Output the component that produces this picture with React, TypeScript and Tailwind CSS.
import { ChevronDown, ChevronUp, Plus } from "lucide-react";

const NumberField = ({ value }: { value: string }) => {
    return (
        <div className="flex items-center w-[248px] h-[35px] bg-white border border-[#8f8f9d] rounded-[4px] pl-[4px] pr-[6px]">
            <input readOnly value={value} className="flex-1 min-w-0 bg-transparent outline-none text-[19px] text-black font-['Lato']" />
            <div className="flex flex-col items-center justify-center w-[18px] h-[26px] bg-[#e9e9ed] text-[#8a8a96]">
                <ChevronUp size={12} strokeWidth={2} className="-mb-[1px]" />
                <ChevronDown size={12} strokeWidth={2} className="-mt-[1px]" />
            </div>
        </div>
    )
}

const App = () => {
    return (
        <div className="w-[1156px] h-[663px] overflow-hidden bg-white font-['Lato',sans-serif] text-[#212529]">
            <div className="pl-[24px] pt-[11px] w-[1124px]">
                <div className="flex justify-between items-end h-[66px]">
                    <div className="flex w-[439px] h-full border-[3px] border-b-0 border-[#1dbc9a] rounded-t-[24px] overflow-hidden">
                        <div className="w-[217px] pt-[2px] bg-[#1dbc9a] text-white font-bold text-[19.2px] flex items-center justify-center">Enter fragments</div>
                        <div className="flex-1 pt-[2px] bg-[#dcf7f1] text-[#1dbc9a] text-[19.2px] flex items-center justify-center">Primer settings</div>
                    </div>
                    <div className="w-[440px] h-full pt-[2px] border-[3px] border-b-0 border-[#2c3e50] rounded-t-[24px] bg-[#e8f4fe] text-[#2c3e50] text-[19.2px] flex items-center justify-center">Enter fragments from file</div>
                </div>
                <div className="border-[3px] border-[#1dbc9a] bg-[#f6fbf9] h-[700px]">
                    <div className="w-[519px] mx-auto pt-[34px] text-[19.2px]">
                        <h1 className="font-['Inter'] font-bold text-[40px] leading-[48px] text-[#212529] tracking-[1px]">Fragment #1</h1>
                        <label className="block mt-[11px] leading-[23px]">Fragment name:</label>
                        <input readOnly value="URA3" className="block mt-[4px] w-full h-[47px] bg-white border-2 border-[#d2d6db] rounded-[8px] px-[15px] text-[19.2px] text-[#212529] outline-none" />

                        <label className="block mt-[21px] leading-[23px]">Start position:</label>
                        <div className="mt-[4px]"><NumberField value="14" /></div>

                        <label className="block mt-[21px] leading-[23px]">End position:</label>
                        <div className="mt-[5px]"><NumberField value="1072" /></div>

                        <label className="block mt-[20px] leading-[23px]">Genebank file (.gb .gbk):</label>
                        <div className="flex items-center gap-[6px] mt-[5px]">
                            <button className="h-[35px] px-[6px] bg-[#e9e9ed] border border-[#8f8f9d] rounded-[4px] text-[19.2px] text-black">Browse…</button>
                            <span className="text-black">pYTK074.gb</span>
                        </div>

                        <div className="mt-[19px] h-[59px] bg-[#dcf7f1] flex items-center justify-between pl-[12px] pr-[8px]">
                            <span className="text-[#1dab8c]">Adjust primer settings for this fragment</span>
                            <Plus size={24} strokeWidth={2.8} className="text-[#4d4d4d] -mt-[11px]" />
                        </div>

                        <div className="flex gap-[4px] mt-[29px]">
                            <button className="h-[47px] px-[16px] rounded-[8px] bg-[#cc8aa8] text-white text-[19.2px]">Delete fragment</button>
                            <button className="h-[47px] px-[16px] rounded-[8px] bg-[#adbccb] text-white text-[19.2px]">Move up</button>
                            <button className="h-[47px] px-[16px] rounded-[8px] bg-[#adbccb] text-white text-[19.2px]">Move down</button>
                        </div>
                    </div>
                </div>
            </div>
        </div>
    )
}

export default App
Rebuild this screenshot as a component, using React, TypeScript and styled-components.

• • •

Reproduce each entry word for word.

> [REPLY]
Output the component that produces this picture with React, TypeScript and Tailwind CSS.
import { ChevronDown, ChevronUp, Plus } from "lucide-react";

const NumberField = ({ value }: { value: string }) => {
    return (
        <div className="flex items-center w-[248px] h-[35px] bg-white border border-[#8f8f9d] rounded-[4px] pl-[4px] pr-[6px]">
            <input readOnly value={value} className="flex-1 min-w-0 bg-transparent outline-none text-[19px] text-black font-['Lato']" />
            <div className="flex flex-col items-center justify-center w-[18px] h-[26px] bg-[#e9e9ed] text-[#8a8a96]">
                <ChevronUp size={12} strokeWidth={2} className="-mb-[1px]" />
                <ChevronDown size={12} strokeWidth={2} className="-mt-[1px]" />
            </div>
        </div>
    )
}

const App = () => {
    return (
        <div className="w-[1156px] h-[663px] overflow-hidden bg-white font-['Lato',sans-serif] text-[#212529]">
            <div className="pl-[24px] pt-[11px] w-[1124px]">
                <div className="flex justify-between items-end h-[66px]">
                    <div className="flex w-[439px] h-full border-[3px] border-b-0 border-[#1dbc9a] rounded-t-[24px] overflow-hidden">
                        <div className="w-[217px] pt-[2px] bg-[#1dbc9a] text-white font-bold text-[19.2px] flex items-center justify-center">Enter fragments</div>
                        <div className="flex-1 pt-[2px] bg-[#dcf7f1] text-[#1dbc9a] text-[19.2px] flex items-center justify-center">Primer settings</div>
                    </div>
                    <div className="w-[440px] h-full pt-[2px] border-[3px] border-b-0 border-[#2c3e50] rounded-t-[24px] bg-[#e8f4fe] text-[#2c3e50] text-[19.2px] flex items-center justify-center">Enter fragments from file</div>
                </div>
                <div className="border-[3px] border-[#1dbc9a] bg-[#f6fbf9] h-[700px]">
                    <div className="w-[519px] mx-auto pt-[34px] text-[19.2px]">
                        <h1 className="font-['Inter'] font-bold text-[40px] leading-[48px] text-[#212529] tracking-[1px]">Fragment #1</h1>
                        <label className="block mt-[11px] leading-[23px]">Fragment name:</label>
                        <input readOnly value="URA3" className="block mt-[4px] w-full h-[47px] bg-white border-2 border-[#d2d6db] rounded-[8px] px-[15px] text-[19.2px] text-[#212529] outline-none" />

                        <label className="block mt-[21px] leading-[23px]">Start position:</label>
                        <div className="mt-[4px]"><NumberField value="14" /></div>

                        <label className="block mt-[21px] leading-[23px]">End position:</label>
                        <div className="mt-[5px]"><NumberField value="1072" /></div>

                        <label className="block mt-[20px] leading-[23px]">Genebank file (.gb .gbk):</label>
                        <div className="flex items-center gap-[6px] mt-[5px]">
                            <button className="h-[35px] px-[6px] bg-[#e9e9ed] border border-[#8f8f9d] rounded-[4px] text-[19.2px] text-black">Browse…</button>
                            <span className="text-black">pYTK074.gb</span>
                        </div>

                        <div className="mt-[19px] h-[59px] bg-[#dcf7f1] flex items-center justify-between pl-[12px] pr-[8px]">
                            <span className="text-[#1dab8c]">Adjust primer settings for this fragment</span>
                            <Plus size={24} strokeWidth={2.8} className="text-[#4d4d4d] -mt-[11px]" />
                        </div>

                        <div className="flex gap-[4px] mt-[29px]">
                            <button className="h-[47px] px-[16px] rounded-[8px] bg-[#cc8aa8] text-white text-[19.2px]">Delete fragment</button>
                            <button className="h-[47px] px-[16px] rounded-[8px] bg-[#adbccb] text-white text-[19.2px]">Move up</button>
                            <button className="h-[47px] px-[16px] rounded-[8px] bg-[#adbccb] text-white text-[19.2px]">Move down</button>
                        </div>
                    </div>
                </div>
            </div>
        </div>
    )
}

export default App
Rebuild this screenshot as a component, using React, TypeScript and styled-components.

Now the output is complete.